Indian, Himalayan & Southeast Asian Works of Art

Indian, Himalayan & Southeast Asian Works of Art

View full screen - View 1 of Lot 367. AN ILLUSTRATION TO A BHAGAVATA PURANA SERIES: AKRURA TRAVELS TO HASTINAPURA TO MEET KUNTI,  BIKANER, INDIA, CIRCA 1690-1710.

PROPERTY FROM THE ESTATE OF H. PETER STERN

AN ILLUSTRATION TO A BHAGAVATA PURANA SERIES: AKRURA TRAVELS TO HASTINAPURA TO MEET KUNTI, BIKANER, INDIA, CIRCA 1690-1710

Auction Closed

September 22, 07:46 PM GMT

Estimate

20,000 - 30,000 USD

Lot Details

Description

PROPERTY FROM THE ESTATE OF H. PETER STERN

AN ILLUSTRATION TO A BHAGAVATA PURANA SERIES: AKRURA TRAVELS TO HASTINAPURA TO MEET KUNTI

BIKANER, INDIA, CIRCA 1690-1710


Verso: inscribed in Devanagari “Akrura travels to Hastinapura. Akrura meets Kunti.” 
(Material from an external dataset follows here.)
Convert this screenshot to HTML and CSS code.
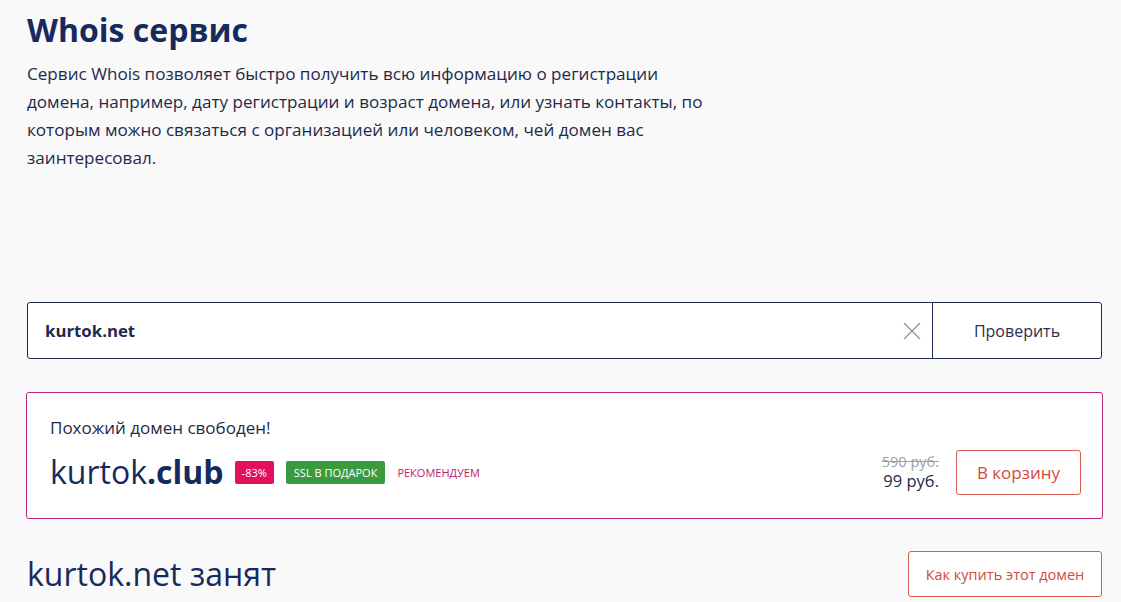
FILE: index.html
```html
<!DOCTYPE html>
<html lang="ru">
<head>
<meta charset="utf-8">
<title>Whois сервис</title>
<link rel="stylesheet" href="styles.css">
</head>
<body>
<main class="page">
  <header class="intro">
    <h1 class="title">Whois сервис</h1>
    <p class="lead">Сервис Whois позволяет быстро получить всю информацию о регистрации домена, например, дату регистрации и возраст домена, или узнать контакты, по которым можно связаться с организацией или человеком, чей домен вас заинтересовал.</p>
  </header>

  <form class="search">
    <div class="search-field">
      <span class="search-value">kurtok.net</span>
      <button type="button" class="clear" aria-label="Очистить">
        <svg width="18" height="18" viewBox="0 0 18 18"><path d="M1 1 L17 17 M17 1 L1 17" stroke="#8a8f9c" stroke-width="1.2" fill="none"/></svg>
      </button>
    </div>
    <button type="button" class="search-btn">Проверить</button>
  </form>

  <section class="offer">
    <div class="offer-left">
      <div class="offer-note">Похожий домен свободен!</div>
      <div class="offer-domain-row">
        <span class="offer-domain">kurtok<b>.club</b></span>
        <span class="badge badge-sale">-83%</span>
        <span class="badge badge-ssl">SSL В ПОДАРОК</span>
        <span class="recommend">РЕКОМЕНДУЕМ</span>
      </div>
    </div>
    <div class="offer-right">
      <div class="prices">
        <span class="old-price">590 руб.</span>
        <span class="new-price">99 руб.</span>
      </div>
      <button type="button" class="cart-btn">В корзину</button>
    </div>
  </section>

  <section class="taken">
    <h2 class="taken-title">kurtok.net занят</h2>
    <button type="button" class="buy-btn">Как купить этот домен</button>
  </section>
</main>
</body>
</html>
```

FILE: styles.css
```css
* { box-sizing: border-box; }
html, body { margin: 0; padding: 0; }
body {
  background: #f9f9f9;
  font-family: "Open Sans", "Noto Sans", sans-serif;
  color: #1d2a52;
  overflow: hidden;
}
.page {
  padding: 0 19px 0 27px;
}
.intro {
  padding-top: 8px;
}
.title {
  margin: 0;
  font-size: 32px;
  line-height: 44px;
  font-weight: 700;
  color: #162a5e;
}
.lead {
  margin: 8px 0 0;
  width: 700px;
  font-size: 17.1px;
  line-height: 28px;
  color: #1f2a4a;
}
.search {
  margin-top: 130px;
  display: flex;
  height: 57px;
  border: 1px solid #1d2951;
  border-radius: 3px;
  background: #fff;
}
.search-field {
  flex: 1;
  display: flex;
  align-items: center;
  padding-left: 17px;
  border-right: 1px solid #1d2951;
}
.search-value {
  flex: 1;
  font-weight: 700;
  font-size: 16.8px;
  color: #1d2a4e;
}
.clear {
  border: 0;
  background: none;
  padding: 0;
  width: 40px;
  height: 40px;
  display: flex;
  align-items: center;
  justify-content: center;
}
.search-btn {
  width: 168px;
  border: 0;
  background: none;
  font-family: inherit;
  font-size: 16px;
  color: #2a3150;
}
.offer {
  margin-top: 33px;
  margin-left: -1px;
  margin-right: -1px;
  height: 127px;
  border: 1px solid #b8267c;
  border-radius: 3px;
  background: #fff;
  display: flex;
  justify-content: space-between;
  padding: 24px 21px 0 23px;
}
.offer-note {
  font-size: 17px;
  line-height: 22px;
  color: #1f2a4a;
}
.offer-domain-row {
  margin-top: 11px;
  display: flex;
  align-items: center;
}
.offer-domain {
  font-size: 32px;
  line-height: 44px;
  color: #162a5e;
  margin-right: 11px;
}
.offer-domain b { font-weight: 700; }
.badge {
  font-size: 11px;
  line-height: 23px;
  height: 23px;
  padding: 0 6px;
  border-radius: 2px;
  color: #fff;
  margin-right: 12px;
}
.badge-sale { background: #e3105e; padding: 0 7px; }
.badge-ssl { background: #3b9a3e; padding: 0 8px; }
.recommend {
  font-size: 11px;
  color: #c2186c;
}
.offer-right {
  display: flex;
  align-items: center;
  padding-top: 33px;
  align-self: flex-start;
}
.prices {
  display: flex;
  flex-direction: column;
  align-items: flex-end;
  margin-right: 17px;
}
.old-price {
  font-size: 14.5px;
  line-height: 17px;
  color: #9aa0aa;
  text-decoration: line-through;
}
.new-price {
  font-size: 16.5px;
  line-height: 22px;
  color: #1d2a4e;
}
.cart-btn {
  width: 125px;
  height: 45px;
  border: 1px solid #d65a4e;
  border-radius: 3px;
  background: #fff;
  font-family: inherit;
  font-size: 17px;
  color: #d2493b;
}
.taken {
  margin-top: 32px;
  display: flex;
  justify-content: space-between;
  align-items: center;
}
.taken-title {
  margin: 0;
  font-size: 32px;
  font-weight: 400;
  color: #162a5e;
  line-height: 44px;
}
.buy-btn {
  width: 194px;
  height: 46px;
  border: 1px solid #d65a4e;
  border-radius: 3px;
  background: #fff;
  font-family: inherit;
  font-size: 14.5px;
  color: #d2493b;
}
```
Opaque watercolor on paper heightened with gold


image: 8 ⅝ by 12 ¼ in. (21.9 by 31.1 cm)


folio: 11 ⅝ by 14 ⅞ in. (29.5 by 37.8 cm)

Acquired in the 1980s

This folio from a well-known Bhagavata Purana series depicts Akrura visiting Hastinapura at Krishna’s behest to meet Kunti and inquire about the state of affairs at the Kuru court. On the left, Krishna seated with Balarama and Uddhava, gives instructions to Akrura in a white marble walled palace - a chariot waiting outside. Distance and time are mapped using the river as a diagonal device cutting across the center of the painting.


Across the river, at the right, Kunti, mother of the Pandavas receives Akrura in an audience hall of the palace at Hastinapura. Akrura is then seen conversing with King Dhritarashtra on an upper story. The palaces are painted a brilliant white, set against a green verdigris landscape with two large trees rising to a hill-crest lined with smaller trees - a large white fortress in the distance. The sky glows a striking yellow brushed with streaks of vermilion. A golden sun shines above.
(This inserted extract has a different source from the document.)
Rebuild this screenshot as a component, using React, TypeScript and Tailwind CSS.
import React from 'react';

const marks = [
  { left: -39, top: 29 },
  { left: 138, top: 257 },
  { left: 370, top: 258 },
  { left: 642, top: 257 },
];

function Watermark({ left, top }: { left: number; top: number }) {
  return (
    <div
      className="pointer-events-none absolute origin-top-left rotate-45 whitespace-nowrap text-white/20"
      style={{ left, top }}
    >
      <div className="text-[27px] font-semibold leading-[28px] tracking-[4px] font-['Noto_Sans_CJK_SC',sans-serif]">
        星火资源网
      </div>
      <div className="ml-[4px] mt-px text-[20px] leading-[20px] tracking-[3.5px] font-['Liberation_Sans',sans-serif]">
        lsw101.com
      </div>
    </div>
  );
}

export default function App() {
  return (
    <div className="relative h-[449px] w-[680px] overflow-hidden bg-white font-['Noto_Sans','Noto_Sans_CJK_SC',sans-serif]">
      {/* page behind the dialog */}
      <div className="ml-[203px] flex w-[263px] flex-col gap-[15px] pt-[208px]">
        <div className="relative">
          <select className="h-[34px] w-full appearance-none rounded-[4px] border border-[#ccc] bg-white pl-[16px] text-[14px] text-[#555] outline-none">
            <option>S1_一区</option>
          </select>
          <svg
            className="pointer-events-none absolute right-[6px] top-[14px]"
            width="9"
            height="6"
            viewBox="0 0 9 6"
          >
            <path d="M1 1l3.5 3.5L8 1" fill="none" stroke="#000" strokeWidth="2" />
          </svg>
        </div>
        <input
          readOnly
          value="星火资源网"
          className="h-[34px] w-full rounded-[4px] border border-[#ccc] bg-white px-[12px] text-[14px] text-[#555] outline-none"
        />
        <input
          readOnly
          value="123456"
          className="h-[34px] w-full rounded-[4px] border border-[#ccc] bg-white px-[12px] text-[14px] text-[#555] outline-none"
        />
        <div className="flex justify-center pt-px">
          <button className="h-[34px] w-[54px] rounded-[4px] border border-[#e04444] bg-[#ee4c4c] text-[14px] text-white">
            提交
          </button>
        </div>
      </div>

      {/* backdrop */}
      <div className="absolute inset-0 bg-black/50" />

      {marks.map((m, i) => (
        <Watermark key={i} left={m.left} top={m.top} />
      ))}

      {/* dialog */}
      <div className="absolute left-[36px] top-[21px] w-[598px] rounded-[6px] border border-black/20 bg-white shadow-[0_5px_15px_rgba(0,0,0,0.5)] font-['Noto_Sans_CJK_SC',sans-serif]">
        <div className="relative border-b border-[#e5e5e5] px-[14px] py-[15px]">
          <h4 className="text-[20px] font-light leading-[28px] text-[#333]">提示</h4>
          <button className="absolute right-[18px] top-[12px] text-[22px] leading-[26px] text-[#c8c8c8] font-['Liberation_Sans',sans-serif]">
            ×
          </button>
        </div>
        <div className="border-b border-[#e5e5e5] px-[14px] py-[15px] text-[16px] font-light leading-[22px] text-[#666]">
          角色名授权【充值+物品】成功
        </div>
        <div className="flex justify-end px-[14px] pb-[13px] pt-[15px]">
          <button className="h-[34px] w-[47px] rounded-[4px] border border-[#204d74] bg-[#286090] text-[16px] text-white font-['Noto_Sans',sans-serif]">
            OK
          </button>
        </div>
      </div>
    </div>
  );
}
This superbly executed painting from Bikaner is from a large, dispersed Bhagavata Purana series, likely begun during the reign of Maharaja Anup Singh (r.1669-98). Given the scope of the series and large number of folios extant we can conclude that the series was painted over an approximately ten to twenty-year period and involved the hands of numerous artists in the royal Bikaner painting workshops. 
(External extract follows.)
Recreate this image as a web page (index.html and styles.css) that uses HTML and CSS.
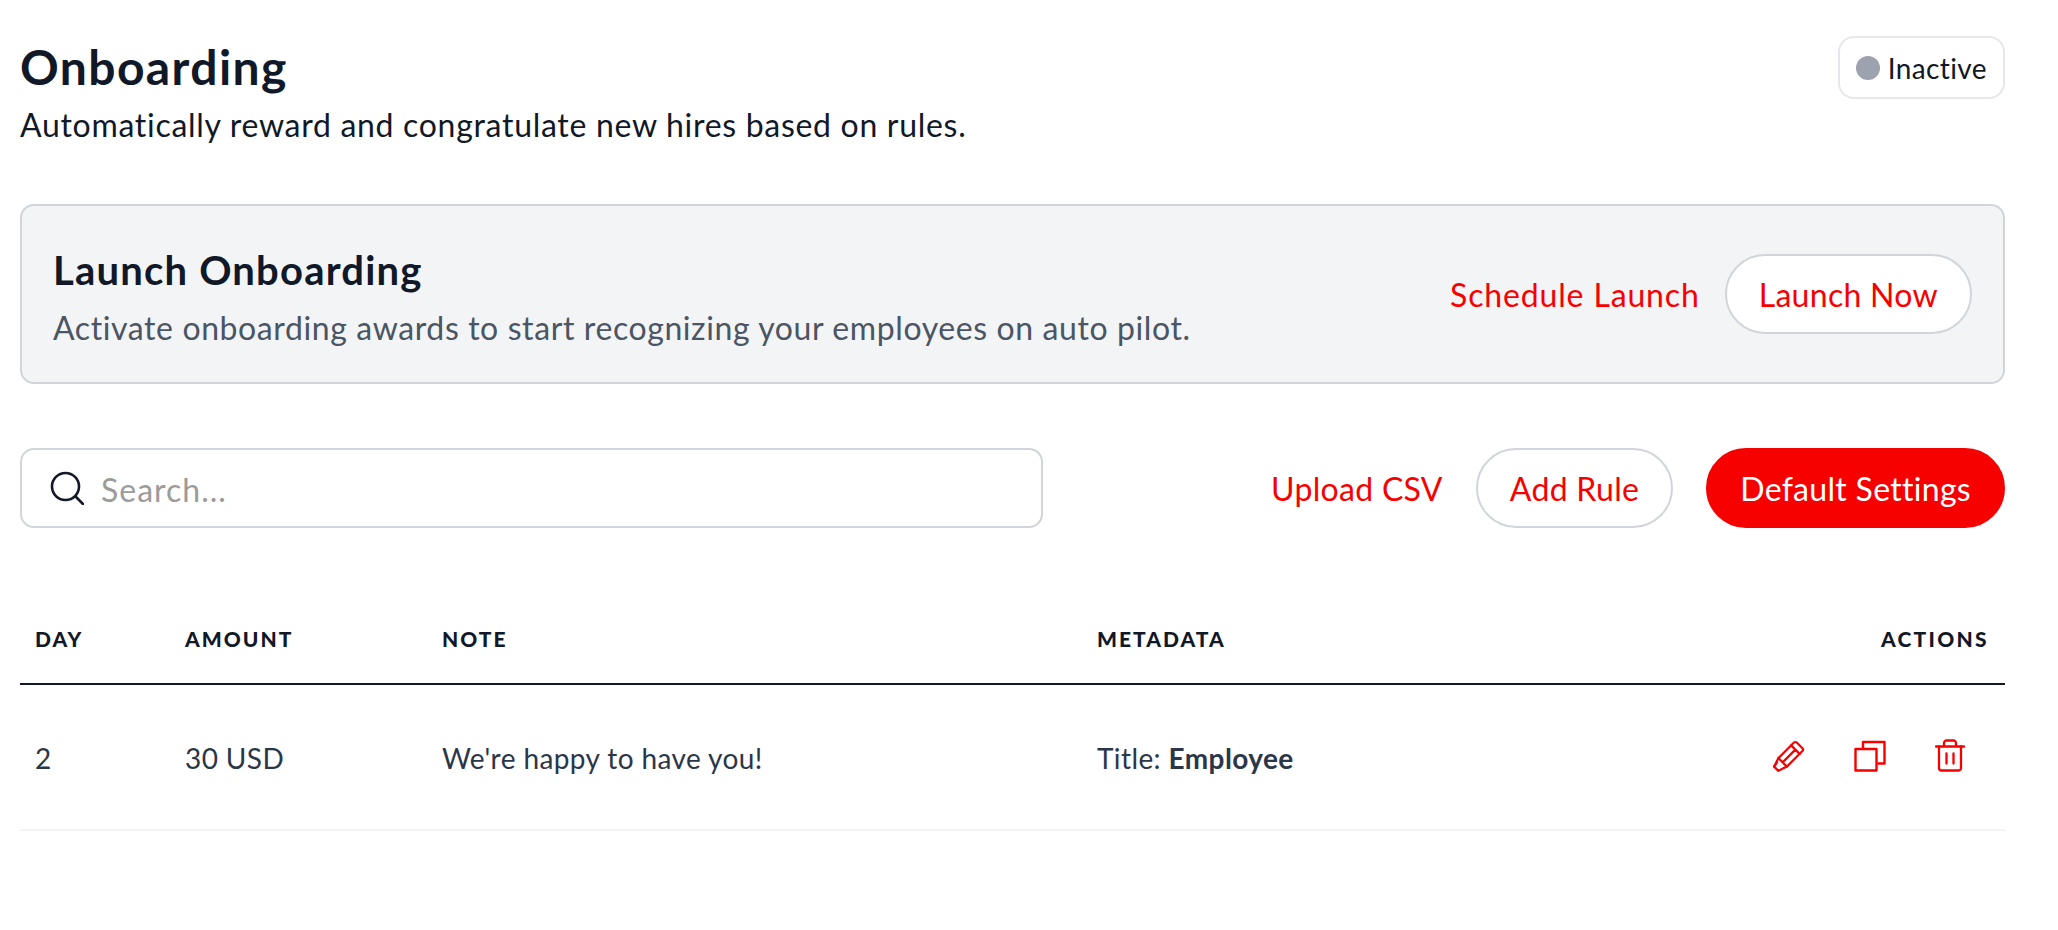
FILE: index.html
```html
<!DOCTYPE html>
<html lang="en">
<head>
  <meta charset="UTF-8">
  <title>Onboarding</title>
  <link rel="stylesheet" href="styles.css">
</head>
<body>

  <div class="header">
    <div>
      <h1>Onboarding</h1>
      <p class="subtitle">Automatically reward and congratulate new hires based on rules.</p>
    </div>
    <div class="status"><span class="dot"></span>Inactive</div>
  </div>

  <div class="launch">
    <div class="launch-text">
      <h2>Launch Onboarding</h2>
      <p>Activate onboarding awards to start recognizing your employees on auto pilot.</p>
    </div>
    <div class="launch-actions">
      <a class="link" href="#">Schedule Launch</a>
      <a class="btn" href="#">Launch Now</a>
    </div>
  </div>

  <div class="toolbar">
    <div class="search">
      <svg class="search-icon" viewBox="0 0 34 34" fill="none" stroke="#111827" stroke-width="2.6" stroke-linecap="round">
        <circle cx="15.5" cy="15.5" r="13.5"/>
        <path d="M25.5 25.5L33 33"/>
      </svg>
      <input type="text" placeholder="Search...">
    </div>
    <div class="toolbar-actions">
      <a class="link" href="#">Upload CSV</a>
      <a class="btn" href="#">Add Rule</a>
      <a class="btn btn-red" href="#">Default Settings</a>
    </div>
  </div>

  <table>
    <thead>
      <tr>
        <th class="col-day">Day</th>
        <th class="col-amount">Amount</th>
        <th class="col-note">Note</th>
        <th class="col-meta">Metadata</th>
        <th class="col-actions">Actions</th>
      </tr>
    </thead>
    <tbody>
      <tr>
        <td>2</td>
        <td>30 USD</td>
        <td>We're happy to have you!</td>
        <td>Title: <strong>Employee</strong></td>
        <td class="icons">
          <div class="icon-row">
            <svg viewBox="0 0 32 32" fill="none" stroke="#f60000" stroke-width="2.2" stroke-linejoin="round" stroke-linecap="round">
              <g transform="rotate(45 16 16)">
                <path d="M10 3a2 2 0 0 1 2-2h8a2 2 0 0 1 2 2v22l-3 9h-6l-3-9z"/>
                <path d="M10 7h12M10 25h12M16 7v18M13 34l-1-5"/>
              </g>
            </svg>
            <svg viewBox="0 0 32 32" fill="none" stroke="#f60000" stroke-width="2.4" stroke-linejoin="round">
              <path d="M9 8.500V2h21.500v21.500H23.500"/>
              <rect x="1.500" y="9" width="21" height="21.500"/>
            </svg>
            <svg class="trash" viewBox="0 0 30 33" fill="none" stroke="#f60000" stroke-width="2.3" stroke-linejoin="round" stroke-linecap="round">
              <path d="M1 7.500h28M9 7.500V4a2.500 2.500 0 0 1 2.500-2.500h7A2.500 2.500 0 0 1 21 4v3.500"/>
              <path d="M4 7.500V29a2.500 2.500 0 0 0 2.500 2.500h17A2.500 2.500 0 0 0 26 29V7.500"/>
              <path d="M11.500 14.500v10M18.500 14.500v10"/>
            </svg>
          </div>
        </td>
      </tr>
    </tbody>
  </table>

</body>
</html>
```

FILE: styles.css
```css
body {
  margin: 0;
  padding: 36px 53px 0 20px;
  background: #fff;
  font-family: "Lato", "Open Sans", sans-serif;
  color: #111827;
}

a {
  text-decoration: none;
}

.header {
  display: flex;
  justify-content: space-between;
  align-items: flex-start;
  margin-bottom: 58px;
}

h1 {
  margin: 0;
  font-size: 48px;
  line-height: 62px;
  font-weight: 700;
  letter-spacing: 1.4px;
}

.subtitle {
  margin: 6px 0 0;
  font-size: 32px;
  line-height: 42px;
  font-weight: 400;
  letter-spacing: 0.7px;
}

.status {
  display: flex;
  align-items: center;
  gap: 8px;
  height: 59px;
  padding: 0 16px;
  border: 2px solid #e5e7eb;
  border-radius: 16px;
  font-size: 28px;
  letter-spacing: 0.4px;
}

.dot {
  width: 24px;
  height: 24px;
  border-radius: 50%;
  background: #9ca3af;
}

.launch {
  display: flex;
  justify-content: space-between;
  align-items: center;
  height: 176px;
  padding: 0 31px;
  background: #f3f4f6;
  border: 2px solid #d1d5db;
  border-radius: 14px;
  margin-bottom: 64px;
}

.launch-text {
  padding-top: 5px;
}

.launch h2 {
  margin: 0 0 12px;
  font-size: 40px;
  line-height: 50px;
  font-weight: 700;
  letter-spacing: 1.2px;
}

.launch p {
  margin: 0;
  font-size: 32px;
  line-height: 42px;
  letter-spacing: 0.6px;
  color: #4b5563;
}

.launch-actions,
.toolbar-actions {
  display: flex;
  align-items: center;
}

.launch-actions {
  gap: 25px;
}

.toolbar-actions {
  gap: 33px;
}

.link {
  color: #f60000;
  font-size: 32px;
}

.launch-actions .link {
  letter-spacing: 0.85px;
}

.toolbar-actions .link {
  letter-spacing: 0.3px;
}

.btn {
  display: flex;
  align-items: center;
  height: 76px;
  padding: 0 32px;
  background: #fff;
  border: 2px solid #d1d5db;
  border-radius: 40px;
  color: #f60000;
  font-size: 32px;
  letter-spacing: 0.3px;
}

.btn-red {
  background: #f60000;
  border-color: #f60000;
  color: #fff;
}

.toolbar {
  display: flex;
  justify-content: space-between;
  align-items: center;
  height: 80px;
  margin-bottom: 67px;
}

.search {
  display: flex;
  align-items: center;
  gap: 17px;
  box-sizing: border-box;
  width: 1023px;
  height: 80px;
  padding: 0 28px;
  border: 2px solid #d1d5db;
  border-radius: 14px;
}

.search-icon {
  width: 34px;
  height: 34px;
  flex: none;
}

.search input {
  flex: 1;
  border: none;
  outline: none;
  padding: 2px 0 0;
  font-family: inherit;
  font-size: 32px;
  letter-spacing: 1px;
  color: #111827;
}

.search input::placeholder {
  color: #9b9b9b;
}

table {
  width: 100%;
  border-collapse: collapse;
  table-layout: fixed;
}

th {
  height: 86px;
  padding: 0 15px 2px;
  border-bottom: 2px solid #111827;
  font-size: 21px;
  font-weight: 900;
  letter-spacing: 2px;
  text-align: left;
  text-transform: uppercase;
}

.col-day { width: 120px; }
.col-amount { width: 227px; }
.col-note { width: 625px; }

.col-actions {
  width: 300px;
  padding-right: 16px;
  letter-spacing: 2.3px;
  text-align: right;
}

td {
  height: 142px;
  padding: 2px 15px 0;
  border-bottom: 2px solid #f3f4f6;
  font-size: 28px;
  letter-spacing: 0.4px;
  color: #2b3648;
}

.icons {
  height: 141px;
  padding: 0 40px 3px 15px;
}

.icon-row {
  display: flex;
  justify-content: flex-end;
  align-items: center;
  gap: 49px;
}

.icon-row svg {
  width: 32px;
  height: 32px;
}

.icon-row .trash {
  width: 30px;
  height: 33px;
}
```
Other illustrations from the series are in public and private collections worldwide. See D. Ehnbom, Indian Miniatures: The Ehrenfeld Collection, New York, 1985, pps. 148-49, cat 68, and S.C. Welch and M.C. Beach, Gods, Thrones and Peacocks, New York, 1965, p. 75, and p. 120, no. 29.

Folios from the series were offered at Sotheby's New York on March 25, 1987, lot 143, and on March 22, 2002, lot 19, from the Gloria Katz and Willard Huyck Collection.